Northeastern Section - 54th Annual Meeting - 2019

Paper No. 24-3
Presentation Time: 8:40 AM

FATE AND TRANSPORT OF PER AND POLYFLUOROALKYL SUBSTANCE CONTAMINATION IN AN UNCONSOLIDATED AQUIFER, NORTH BENNINGTON, VERMONT


GING, Alexander1, SCHROEDER, Timothy2, HITZELBERGER, Michael1, NORDYKE, Alexandra1 and SALAZAR, Emma L.2, (1)Bennington College, 1 College Drive, Bennington, VT 05201, (2)Natural Sciences, Bennington College, 1 College Drive, Bennington, VT 05201

Per and polyfluoroalkyl substances (PFAS), globally ubiquitous emerging groundwater contaminants, are commonly found near industrial sites, such as plastics manufacturers, and sites where aqueous fire-fighting foams were heavily used.
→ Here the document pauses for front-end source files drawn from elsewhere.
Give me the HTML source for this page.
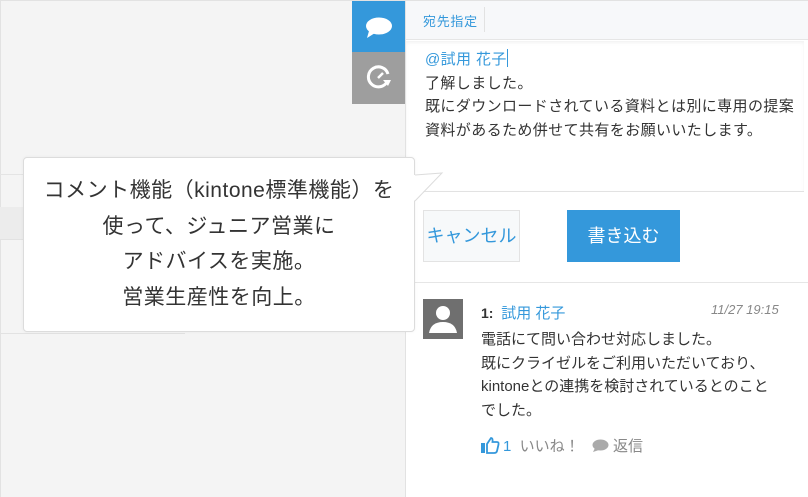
<!DOCTYPE html>
<html><head><meta charset="utf-8"><style>
*{margin:0;padding:0;box-sizing:border-box}
body{width:808px;height:497px;overflow:hidden;background:#f4f4f4;font-family:"Liberation Sans","Noto Sans CJK JP",sans-serif;position:relative;color:#333}
.abs{position:absolute}
</style></head><body>
<div class="abs" style="left:0;top:0;width:808px;height:1px;background:#e2e2e2"></div>
<div class="abs" style="left:0;top:0;width:1px;height:497px;background:#e2e2e2"></div>
<div class="abs" style="left:0;top:174px;width:405px;height:1px;background:#e4e4e4"></div>
<div class="abs" style="left:0;top:207px;width:405px;height:33px;background:#ececec;border-bottom:1px solid #e2e2e2"></div>
<div class="abs" style="left:0;top:333px;width:185px;height:1px;background:#e2e2e2"></div>
<!-- tabs -->
<div class="abs" style="left:352px;top:1px;width:53px;height:51px;background:#3498db"></div>
<svg class="abs" style="left:352px;top:1px" width="53" height="51" viewBox="0 0 53 51"><ellipse cx="27" cy="25" rx="13" ry="8.5" fill="#fff"/><path d="M17 30 L15 37 L23 32Z" fill="#fff"/></svg>
<div class="abs" style="left:352px;top:52px;width:53px;height:52px;background:#9e9e9e"></div>
<svg class="abs" style="left:352px;top:52px" width="53" height="52" viewBox="0 0 53 52"><path d="M35 30 A10 10 0 1 1 36 22" fill="none" stroke="#fff" stroke-width="3"/><path d="M31 28 L39 28 L36 34Z" fill="#fff"/><path d="M26 26 L31 21" stroke="#fff" stroke-width="2.5"/></svg>
<!-- panel -->
<div class="abs" style="left:405px;top:1px;width:403px;height:496px;background:#fff;border-left:1px solid #e2e2e2"></div>
<div class="abs" style="left:406px;top:1px;width:402px;height:39px;background:#f7f8fa;border-bottom:1px solid #e6e6e6"></div>
<div class="abs" style="left:423px;top:11px;font-size:13px;letter-spacing:0.7px;color:#3498db">宛先指定</div>
<div class="abs" style="left:484px;top:7px;width:1px;height:25px;background:#e2e2e2"></div>
<div class="abs" style="left:406px;top:41px;width:398px;height:151px;border-bottom:1px solid #e2e2e2;box-shadow:inset 0 2px 3px rgba(0,0,0,.05)"></div>
<div class="abs" style="left:425px;top:48px;font-size:15px;letter-spacing:0.4px;line-height:23.5px;color:#333;white-space:nowrap">
<span style="color:#3498db">@試用 花子</span><span style="display:inline-block;width:1px;height:18px;background:#3498db;vertical-align:-3px"></span><br>了解しました。<br>既にダウンロードされている資料とは別に専用の提案<br>資料があるため併せて共有をお願いいたします。</div>
<div class="abs" style="left:423px;top:210px;width:97px;height:52px;background:#f7f9fa;border:1px solid #e3e3e3;font-size:18px;color:#3498db;text-align:center;line-height:50px;white-space:nowrap">キャンセル</div>
<div class="abs" style="left:567px;top:210px;width:113px;height:52px;background:#3498db;font-size:18px;color:#fff;text-align:center;line-height:52px">書き込む</div>
<div class="abs" style="left:406px;top:282px;width:402px;height:1px;background:#e6e6e6"></div>
<!-- comment -->
<div class="abs" style="left:423px;top:299px;width:40px;height:40px;background:#6f6f6f"></div>
<svg class="abs" style="left:423px;top:299px" width="40" height="40" viewBox="0 0 40 40"><circle cx="20" cy="14" r="7" fill="#fff"/><path d="M6 34 Q8 23 20 23 Q32 23 34 34Z" fill="#fff"/></svg>
<div class="abs" style="left:481px;top:302px;font-size:14px;color:#333;white-space:nowrap"><b style="font-weight:bold">1:</b>&nbsp; <span style="color:#3498db;font-size:15px">試用 花子</span></div>
<div class="abs" style="left:711px;top:302px;font-size:13px;color:#888;font-style:italic">11/27 19:15</div>
<div class="abs" style="left:481px;top:328px;font-size:15px;line-height:23.5px;color:#333;white-space:nowrap">電話にて問い合わせ対応しました。<br>既にクライゼルをご利用いただいており、<br>kintoneとの連携を検討されているとのこと<br>でした。</div>
<svg class="abs" style="left:480px;top:436px" width="20" height="18" viewBox="0 0 20 18"><rect x="1" y="7" width="4" height="10" fill="#3498db"/><path d="M7 8 L11 2 Q13 2 12.5 6 L17 6 Q19 6 18.5 8.5 L17 15 Q16.5 17 14 17 L7 17Z" fill="none" stroke="#3498db" stroke-width="1.8"/></svg>
<div class="abs" style="left:503px;top:435px;font-size:15px;color:#888;white-space:nowrap"><span style="color:#3498db">1</span>&nbsp; いいね！</div>
<svg class="abs" style="left:592px;top:439px" width="17" height="13" viewBox="0 0 17 13"><ellipse cx="8.5" cy="6" rx="8" ry="5.5" fill="#aaa"/><path d="M3 9 L1 13 L7 11Z" fill="#aaa"/></svg>
<div class="abs" style="left:613px;top:435px;font-size:15px;color:#888">返信</div>
<!-- bubble -->
<div class="abs" style="left:23px;top:157px;width:392px;height:175px;background:#fff;border:1px solid #dcdcdc;border-radius:4px;box-shadow:0 0 3px rgba(0,0,0,.05)"></div>
<svg class="abs" style="left:412px;top:168px" width="35" height="40" viewBox="0 0 35 40"><path d="M2 7 L30 5 L2 33Z" fill="#fff"/><path d="M3 7 L30 5 L3 33" fill="none" stroke="#dcdcdc" stroke-width="1"/></svg>
<div class="abs" style="left:23px;top:173px;width:392px;text-align:center;font-size:21px;letter-spacing:0.5px;line-height:35.5px;color:#333;white-space:nowrap">コメント機能（kintone標準機能）を<br>使って、ジュニア営業に<br>アドバイスを実施。<br>営業生産性を向上。</div>
</body></html>
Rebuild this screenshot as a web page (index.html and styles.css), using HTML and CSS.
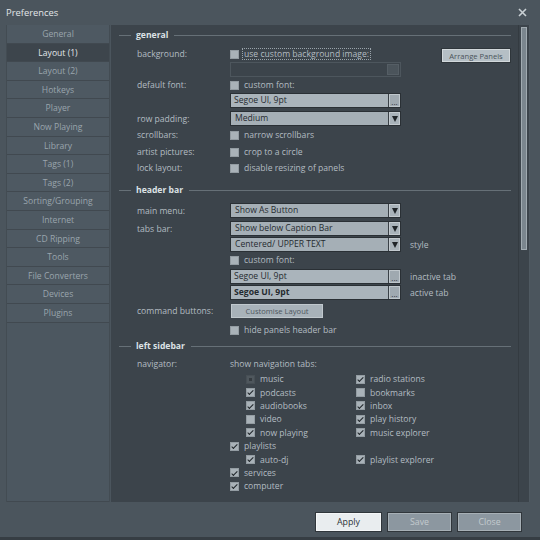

A large PFAS groundwater plume near an industrial site in North Bennington, Vermont resulted from aerosol deposition on the land surface and subsequent transmission through the vadose zone via infiltrating precipitation. Unconsolidated and bedrock aquifers are contaminated over an area of >100 square miles with over 1,0000 impacted private wells. This study seeks to understand perfluorooctanoic acid (PFOA) fate and transport in a glacial till aquifer, transmission of PFOA contamination from the glacial aquifer to the bedrock aquifer, and partitioning of PFOA between glacial sediments and groundwater. Observations from a network of seven overburden monitoring wells on Bennington College’s campus suggest relationships between local flow patterns and contamination levels. Wells were monitored with pressure transducer/temperature data loggers across seasonal transitions and during slug tests. Local hydraulic conductivities were determined using the Hvorslev slug test method. Wells in the network display order-of-magnitude variation in PFOA concentration over lateral distances of ~50 meters. Preliminary results indicate that lower hydraulic conductivity wells, whose water levels and temperatures respond much more slowly to precipitation events and seasonal changes, have significantly (up to ten times) higher PFOA concentrations than wells with higher hydraulic conductivity wells with faster response times. These patterns suggest dilution of contamination by recent recharge along higher permeability flow paths.